Monero stands out from other cryptocurrencies in its ability to hide the signer, conceal the transaction amount, and protect the identity of the recepient. Parts 1, 2, 3, 4, 5, and 6 helped us build the foundation to better understand and appreciate the security properties of ring signatures (albeit in the RO model). This part (introduction to MLSAG), as well as part 8 and part 9 will focus on Monero’s privacy in so far as the signer’s identity and the transaction amount are concerned. Part 10 will introduce stealth addresses as a mechanism to protect the identity of the fund’s recipient.

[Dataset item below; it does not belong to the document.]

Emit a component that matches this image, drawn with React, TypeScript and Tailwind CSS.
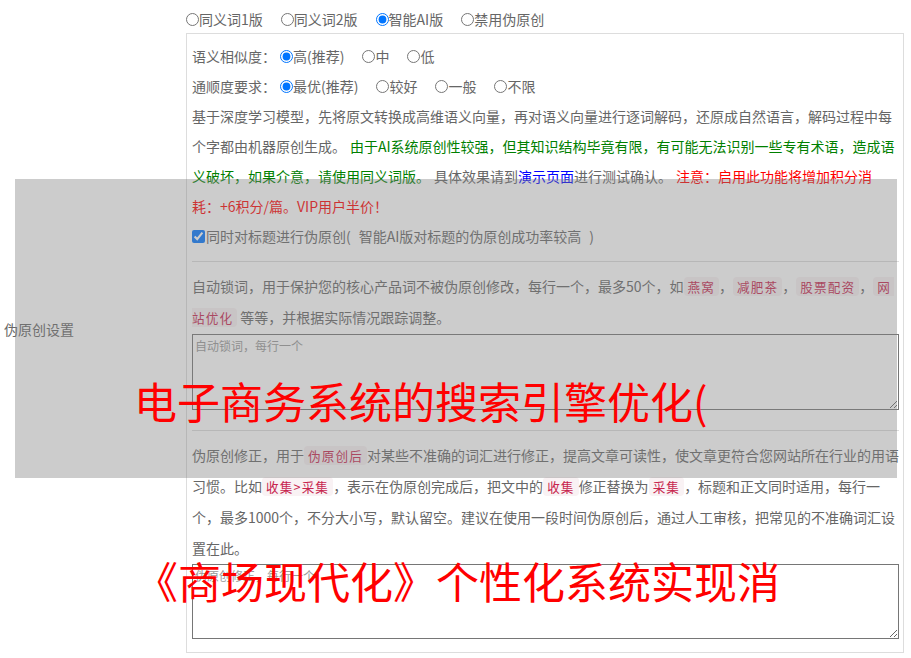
import React from "react";

function Code({ children, className = "" }: { children: React.ReactNode; className?: string }) {
  return (
    <span
      className={
        "inline-block leading-[15px] py-[2px] px-[4px] text-[12.6px] tracking-[1.15px] text-[#c7254e] bg-[#f9f2f4] rounded-[4px] " +
        className
      }
    >
      {children}
    </span>
  );
}

function Radio({
  name,
  label,
  checked = false,
  last = false,
}: {
  name: string;
  label: string;
  checked?: boolean;
  last?: boolean;
}) {
  return (
    <label className={"flex items-center " + (last ? "" : "mr-[18px]")}>
      <input type="radio" name={name} defaultChecked={checked} className="m-0 w-[13px] h-[13px]" />
      <span>{label}</span>
    </label>
  );
}

export default function App() {
  return (
    <div className="relative flex w-[911px] h-[658px] overflow-hidden bg-white text-[14px] text-[#666] font-['Noto_Sans_CJK_SC',sans-serif]">
      {/* left label column */}
      <div className="w-[186px] shrink-0 flex items-center pl-[4px]">伪原创设置</div>

      {/* right column */}
      <div className="w-[718px] shrink-0 flex flex-col">
        <div className="h-[33px] pt-[5px] flex items-center leading-[28px]">
          <Radio name="ver" label="同义词1版" />
          <Radio name="ver" label="同义词2版" />
          <Radio name="ver" label="智能AI版" checked />
          <Radio name="ver" label="禁用伪原创" last />
        </div>

        <div className="border border-[#ddd] pl-[5px] pr-[4px] pt-[7px] pb-[13px]">
          <div className="flex items-center h-[30px]">
            <span className="mr-[4px]">语义相似度：</span>
            <Radio name="sim" label="高(推荐)" checked />
            <Radio name="sim" label="中" />
            <Radio name="sim" label="低" last />
          </div>
          <div className="flex items-center h-[30px]">
            <span className="mr-[4px]">通顺度要求：</span>
            <Radio name="flu" label="最优(推荐)" checked />
            <Radio name="flu" label="较好" />
            <Radio name="flu" label="一般" />
            <Radio name="flu" label="不限" last />
          </div>

          <p className="leading-[30px] whitespace-nowrap">
            基于深度学习模型，先将原文转换成高维语义向量，再对语义向量进行逐词解码，还原成自然语言，解码过程中每
            <br />
            个字都由机器原创生成。
            <span className="ml-[4px] text-[#008000]">
              由于AI系统原创性较强，但其知识结构毕竟有限，有可能无法识别一些专有术语，造成语
              <br />
              义破坏，如果介意，请使用同义词版。
            </span>
            <span className="ml-[4px]">具体效果请到</span>
            <span className="text-[#0000ff]">演示页面</span>
            进行测试确认。
            <span className="ml-[4px] text-[#ff0000]">
              注意：启用此功能将增加积分消
              <br />
              耗：+6积分/篇。VIP用户半价！
            </span>
          </p>

          <label className="flex items-center h-[30px]">
            <input type="checkbox" defaultChecked className="m-0 w-[13px] h-[13px] mr-[1px]" />
            <span>
              同时对标题进行伪原创<span className="mr-[8px]">(</span>智能AI版对标题的伪原创成功率较高
              <span className="ml-[8px]">)</span>
            </span>
          </label>

          <div className="h-px bg-[#ddd] mt-[10px]" />

          <p className="mt-[9px] leading-[31px] whitespace-nowrap">
            自动锁词，用于保护您的核心产品词不被伪原创修改，每行一个，最多50个，如<Code>燕窝</Code>，
            <Code>减肥茶</Code>，<Code>股票配资</Code>，<Code className="pr-[3px] rounded-r-none">网</Code>
            <br />
            <Code className="pl-0 rounded-l-none">站优化</Code> 等等，并根据实际情况跟踪调整。
          </p>
          <textarea
            placeholder="自动锁词，每行一个"
            className="block mt-[1px] w-full h-[76px] border border-[#767676] p-[2px] text-[12px] bg-white placeholder:text-[#999]"
          />

          <div className="h-px bg-[#ddd] mt-[20px]" />

          <p className="mt-[9px] leading-[31px] whitespace-nowrap">
            伪原创修正，用于<Code>伪原创后</Code>对某些不准确的词汇进行修正，提高文章可读性，使文章更符合您网站所在行业的用语
            <br />
            习惯。比如<Code>收集&gt;采集</Code>，表示在伪原创完成后，把文中的<Code>收集</Code>修正替换为<Code>采集</Code>
            ，标题和正文同时适用，每行一
            <br />
            个，最多1000个，不分大小写，默认留空。建议在使用一段时间伪原创后，通过人工审核，把常见的不准确词汇设
            <br />
            置在此。
          </p>
          <textarea
            placeholder="伪原创修正，每行一个"
            className="block w-full h-[75px] border border-[#767676] p-[2px] text-[12px] bg-white placeholder:text-[#999]"
          />
        </div>
      </div>

      {/* gray overlay */}
      <div className="absolute left-[15px] top-[179px] w-[882px] h-[299px] bg-[rgba(128,128,128,0.4)]" />

      {/* big red overlay texts */}
      <div className="absolute left-[134px] top-[379px] text-[43px] leading-[43px] text-[#ff0000] whitespace-nowrap">
        电子商务系统的搜索引擎优化(
      </div>
      <div className="absolute left-[135px] top-[559px] text-[43px] leading-[43px] text-[#ff0000] whitespace-nowrap">
        《商场现代化》个性化系统实现消
      </div>
    </div>
  );
}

In order to describe how a Monero transaction hides both the signer’s identity and the amount of the transaction, we introduce 2 additional concepts:

  1. A generalization of the LSAG signature (introduced in part 6) to allow each member of the ring to have a key-pair vector [(pk_1,sk_1),.,(pk_n,sk_n)] instead of only one pair (pk,sk).
  2. A particular map known as the Pedersen Commitment that will be used to hide transaction amounts while allowing the network to check that input and output amounts always balance out.

Recall that by proving that a digital signature scheme was unforgeable, one gets the assurance that only the signing algorithm {\Sigma} associated with a given ring member can produce a valid signature (i.e., verified by \mathcal{V}). Any other procedure that bypasses {\Sigma} will result in a failed attempt of forgery with overwhelming probability. We note the following about the verification process of \mathcal{V}:

  • In a “non-ring” setting, the verification is done using a particular public key pk_{\pi}. The validation of a given signature proves that the signer of the message (in this case user \pi) knows the secret key sk_{\pi} associated with pk_{\pi}. Assuming that secret keys are safe-guarded and non-compromised, this actually proves that the user with key-pair (pk_{\pi},sk_{\pi}) signed the message.
  • In a ring setting, the verification is conducted using a public key vector L \equiv [pk_1,...,pk_{\pi},...,pk_n] known as a ring. This vector is used to conceal the identity of the signer. The validation of a given signature proves that the the signer of the message (in this case user \pi) knows the secret key associated with one of the public keys in L. Assuming that secret keys are safe-guarded and non-compromised, this actually proves that the user with key-pair (pk_{\pi},sk_{\pi}) signed the message, for some index 1 \leq \pi \leq n that no one other then the actual signer knows.
  • The ring setting can be generalized further by allowing each ring member i, 1 \leq i \leq n to have a key-pair vector of length m, given by [(pk_{i}^1, sk_{i}^1),...,(pk_{i}^m, sk_{i}^m)], as opposed to a unique key pair (pk_i, sk_i). In this setting, the verification is conducted using a public key matrix

        \[PK= \begin{bmatrix} pk_1^1 & ... & pk_{\pi}^1 & ... & pk_n^1 \\ ... & ... & ... & ... & ...\\ pk_1^m & ... & pk_{\pi}^m & ... & pk_n^m \\ \end{bmatrix} \]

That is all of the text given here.